My children (almost three, just turned four) have said this. For example, my niece (when she first came to live with us) would say, "I don't love you, I love my mommy!" What she meant, was, "I'm angry that my mommy is gone. I blame you, because and I'm confused and scared. I miss my mommy. Why is my mommy gone?" But she doesn't yet know that those are her feelings, nor how to express them. Because she was three years old, not 30 years old.
I responded, "You can love your Mommy and me. I love your mommy and I miss her too. I feel sad when you say you don't love me, but I love you and I will no matter what. I hear you feel angry. You get to be angry. You don't get to be mean to (my daughter's name) or me because you are angry. You can ask for a hug and you can talk to me, if you'd like."

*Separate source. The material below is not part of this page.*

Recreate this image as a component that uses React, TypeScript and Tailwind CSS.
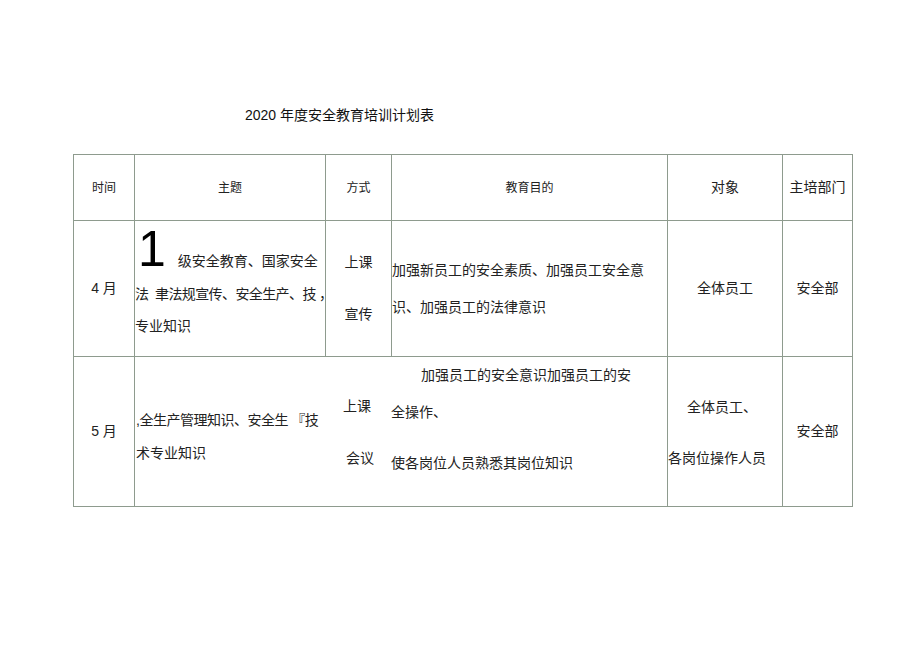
const font = "font-['Liberation_Sans','Noto_Sans_CJK_SC',sans-serif]";

export default function App() {
  return (
    <div className={`w-[920px] h-[650px] bg-white text-[#222] ${font}`}>
      <div className="pt-[105px] pl-[245px] text-[14px] leading-[20px] text-[#111]">
        2020 年度安全教育培训计划表
      </div>

      <div className="mt-[29px] ml-[73px] grid w-[780px] grid-cols-[60px_190px_65px_275px_114px_69px] grid-rows-[65px_135px_149px] gap-px bg-[#8e9b8e] p-px">
        {/* header */}
        <div className="flex items-center justify-center bg-white text-[12px]">时间</div>
        <div className="flex items-center justify-center bg-white text-[12px]">主题</div>
        <div className="flex items-center justify-center bg-white text-[12px]">方式</div>
        <div className="flex items-center justify-center bg-white text-[12px]">教育目的</div>
        <div className="flex items-center justify-center bg-white text-[14px]">对象</div>
        <div className="flex items-center justify-center bg-white text-[14px]">主培部门</div>

        {/* April */}
        <div className="flex items-center justify-center bg-white text-[14px]">4 月</div>
        <div className="bg-white pt-[3px] text-[14px] whitespace-nowrap">
          <div className="flex items-baseline pl-[3px]">
            <span className="text-[50px] leading-none text-black">1</span>
            <span className="ml-[12px]">级安全教育、国家安全</span>
          </div>
          <div className="mt-[4px] leading-[33px] tracking-[-0.6px]">
            法 &nbsp;聿法规宣传、安全生产、技 ，
          </div>
          <div className="leading-[31px]">专业知识</div>
        </div>
        <div className="flex flex-col items-center justify-center gap-[30px] bg-white text-[14px] leading-[22px]">
          <div className="-mt-[2px]">上课</div>
          <div>宣传</div>
        </div>
        <div className="flex flex-col justify-center bg-white text-[14px] leading-[37px] whitespace-nowrap">
          <div>加强新员工的安全素质、加强员工安全意</div>
          <div>识、加强员工的法律意识</div>
        </div>
        <div className="flex items-center justify-center bg-white text-[14px]">全体员工</div>
        <div className="flex items-center justify-center bg-white text-[14px]">安全部</div>

        {/* May */}
        <div className="flex items-center justify-center bg-white text-[14px]">5 月</div>
        <div className="col-span-3 flex bg-white text-[14px] whitespace-nowrap">
          <div className="w-[201px] pt-[47px] pl-[1px] leading-[33px]">
            <div className="tracking-[-0.5px]">,全生产管理知识、安全生 『技</div>
            <div>术专业知识</div>
          </div>
          <div className="w-[55px] pt-[38px] leading-[22px]">
            <div className="pl-[7px]">上课</div>
            <div className="mt-[30px] pl-[10px]">会议</div>
          </div>
          <div className="flex-1 pt-[7px] leading-[22px]">
            <div className="pl-[30px]">加强员工的安全意识加强员工的安</div>
            <div className="mt-[15px]">全操作、</div>
            <div className="mt-[29px]">使各岗位人员熟悉其岗位知识</div>
          </div>
        </div>
        <div className="bg-white pt-[39px] text-[14px] leading-[22px] whitespace-nowrap">
          <div className="pl-[19px]">全体员工、</div>
          <div className="mt-[29px]">各岗位操作人员</div>
        </div>
        <div className="flex items-center justify-center bg-white text-[14px]">安全部</div>
      </div>
    </div>
  );
}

It took about a month, and then she stopped saying it. (we implemented many more techniques, and time ins (not outs), and based discipline around positive reinforcement alone. because the root of her anger and behavioral issues was deep trauma and grief. It was necessary to become more permissive while she regressed/healed - sort of a building back up again).
My daughter just said this a few days ago. She was upset because I told them we were done reading bedtime stories. She said, "me no love you mommy." What she meant was, "I am upset with you because I want to read more, and you are telling me no. I feel powerless." Here, I said, " (insert name), saying that is hurtful. I know that you love me, and saying that you don't, because you are frustrated, is not okay. You are allowed to be frustrated, but you are not allowed to treat me poorly." She said, "Okay mommy. I sorry."
And that was that.
In all situations, it's helpful to name their feelings for them, because they learn how to recognize their emotions and how to express them. "I see you feel sad when the dog popped your balloon," or, "I hear you feel angry when ____ ran into you," etc.
He's just learning language and what it means. He's not ACTUALLY meaning that he doesn't love his daddy. I know it's rough to hear, but try not to take it too seriously.